### [Set problem]
Exactly as written, write out the lines below from the first to the one containing "string; text: string;", inclusive. Pictures do not belong in the copy.

### [Source excerpt]
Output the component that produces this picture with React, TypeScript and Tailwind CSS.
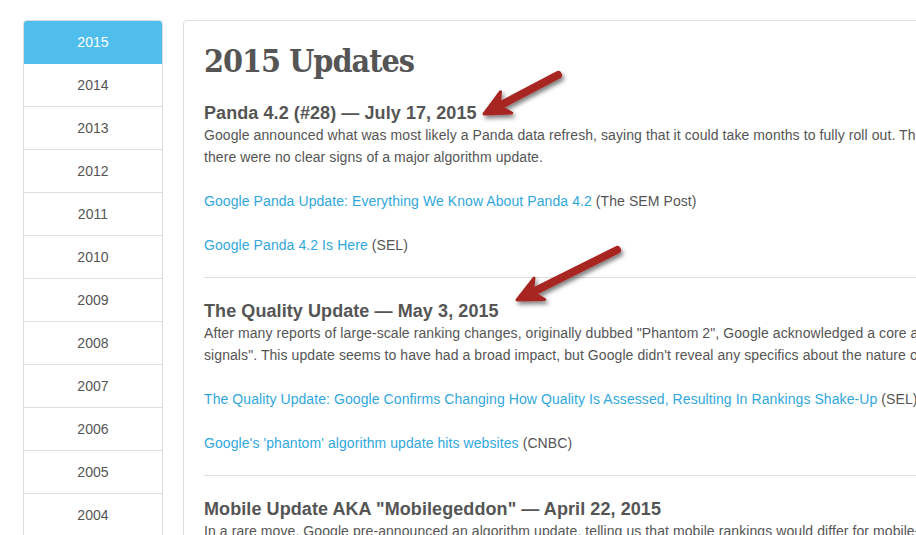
import React from "react";

const years = [
  "2015", "2014", "2013", "2012", "2011", "2010", "2009", "2008",
  "2007", "2006", "2005", "2004", "2003", "2002",
];

type Link = { title: string; source: string };
type Update = { heading: string; text: string; links: Link[] };

const updates: Update[] = [
  {
    heading: "Panda 4.2 (#28) — July 17, 2015",
    text:
      "Google announced what was most likely a Panda data refresh, saying that it could take months to fully roll out. The immediate impact was unclear, and there were no clear signs of a major algorithm update.",
    links: [
      { title: "Google Panda Update: Everything We Know About Panda 4.2", source: "(The SEM Post)" },
      { title: "Google Panda 4.2 Is Here", source: "(SEL)" },
    ],
  },
  {
    heading: "The Quality Update — May 3, 2015",
    text:
      'After many reports of large-scale ranking changes, originally dubbed "Phantom 2", Google acknowledged a core algorithm change impacting "quality signals". This update seems to have had a broad impact, but Google didn\'t reveal any specifics about the nature of the signals.',
    links: [
      {
        title:
          "The Quality Update: Google Confirms Changing How Quality Is Assessed, Resulting In Rankings Shake-Up",
        source: "(SEL)",
      },
      { title: "Google's 'phantom' algorithm update hits websites", source: "(CNBC)" },
    ],
  },
  {
    heading: 'Mobile Update AKA "Mobilegeddon" — April 22, 2015',
    text:
      "In a rare move, Google pre-announced an algorithm update, telling us that mobile rankings would differ for mobile-friendly sites starting on April 21st. The impact of this update was, in the short-term, much smaller than expected.",
    links: [],
  },
];

// annotation arrow: shaft + head, from tail to tip
const Arrow = ({ tail, tip }: { tail: [number, number]; tip: [number, number] }) => {
  const dx = tip[0] - tail[0];
  const dy = tip[1] - tail[1];
  const len = Math.hypot(dx, dy);
  const ux = dx / len;
  const uy = dy / len;
  const nx = -uy;
  const ny = ux;
  const headLen = 25;
  const half = 12;
  const bx = tip[0] - ux * headLen;
  const by = tip[1] - uy * headLen;
  const notchX = tip[0] - ux * 17;
  const notchY = tip[1] - uy * 17;
  const pts = [
    [tip[0], tip[1]],
    [bx + nx * half, by + ny * half],
    [notchX, notchY],
    [bx - nx * half, by - ny * half],
  ]
    .map((p) => p.join(","))
    .join(" ");
  return (
    <g filter="url(#arrowShadow)">
      <line
        x1={tail[0]}
        y1={tail[1]}
        x2={notchX}
        y2={notchY}
        stroke="#a82523"
        strokeWidth={8}
        strokeLinecap="round"
      />
      <polygon points={pts} fill="#a82523" stroke="#a82523" strokeWidth={3} strokeLinejoin="round" />
    </g>
  );
};

const App = () => {
  return (
    <div className="relative h-[535px] w-[916px] overflow-hidden bg-white font-['Liberation_Sans',Arial,sans-serif] text-[14px] tracking-[0.08px] text-[#555]">
      <div className="flex items-start gap-[20px] pl-[23px] pt-[20px]">
        <ul className="w-[140px] shrink-0 overflow-hidden rounded-t-[4px] border border-[#ddd]">
          {years.map((y, i) => (
            <li
              key={y}
              className={
                i === 0
                  ? "flex h-[43px] items-center justify-center border-b border-[#4fbeec] bg-[#4fbeec] text-white"
                  : "flex h-[43px] items-center justify-center border-b border-[#ddd] bg-white"
              }
            >
              {y}
            </li>
          ))}
        </ul>

        <main className="w-[997px] shrink-0 rounded-[4px] border border-[#ddd] px-[20px]">
          <h1 className="mt-[20px] mb-[22px] font-['DejaVu_Serif_Condensed','DejaVu_Serif',serif] text-[32px] leading-[40px] font-bold tracking-[-1px] text-[#555] font-stretch-condensed">
            2015 Updates
          </h1>

          {updates.map((u) => (
            <section key={u.heading}>
              <h2 className="text-[18px] leading-[21px] font-bold text-[#555]">{u.heading}</h2>
              <p className="leading-[22px]">{u.text}</p>
              {u.links.map((l) => (
                <p key={l.title} className="mt-[22px] leading-[22px]">
                  <a href="#" className="text-[#31a8dc]">
                    {l.title}
                  </a>{" "}
                  {l.source}
                </p>
              ))}
              <hr className="mt-[21px] mb-[23px] border-t border-[#ddd]" />
            </section>
          ))}
        </main>
      </div>

      <svg className="pointer-events-none absolute inset-0" width={916} height={535}>
        <defs>
          <filter id="arrowShadow" x="-20%" y="-20%" width="150%" height="160%">
            <feDropShadow dx="2" dy="3" stdDeviation="2" floodColor="#000" floodOpacity="0.5" />
          </filter>
        </defs>
        <Arrow tail={[558, 75]} tip={[484, 114]} />
        <Arrow tail={[617, 250]} tip={[517, 300]} />
      </svg>
    </div>
  );
};

export default App;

### [Task output]
Output the component that produces this picture with React, TypeScript and Tailwind CSS.
import React from "react";

const years = [
  "2015", "2014", "2013", "2012", "2011", "2010", "2009", "2008",
  "2007", "2006", "2005", "2004", "2003", "2002",
];

type Link = { title: string; source: string };
type Update = { heading: string; text: string; links: Link[] };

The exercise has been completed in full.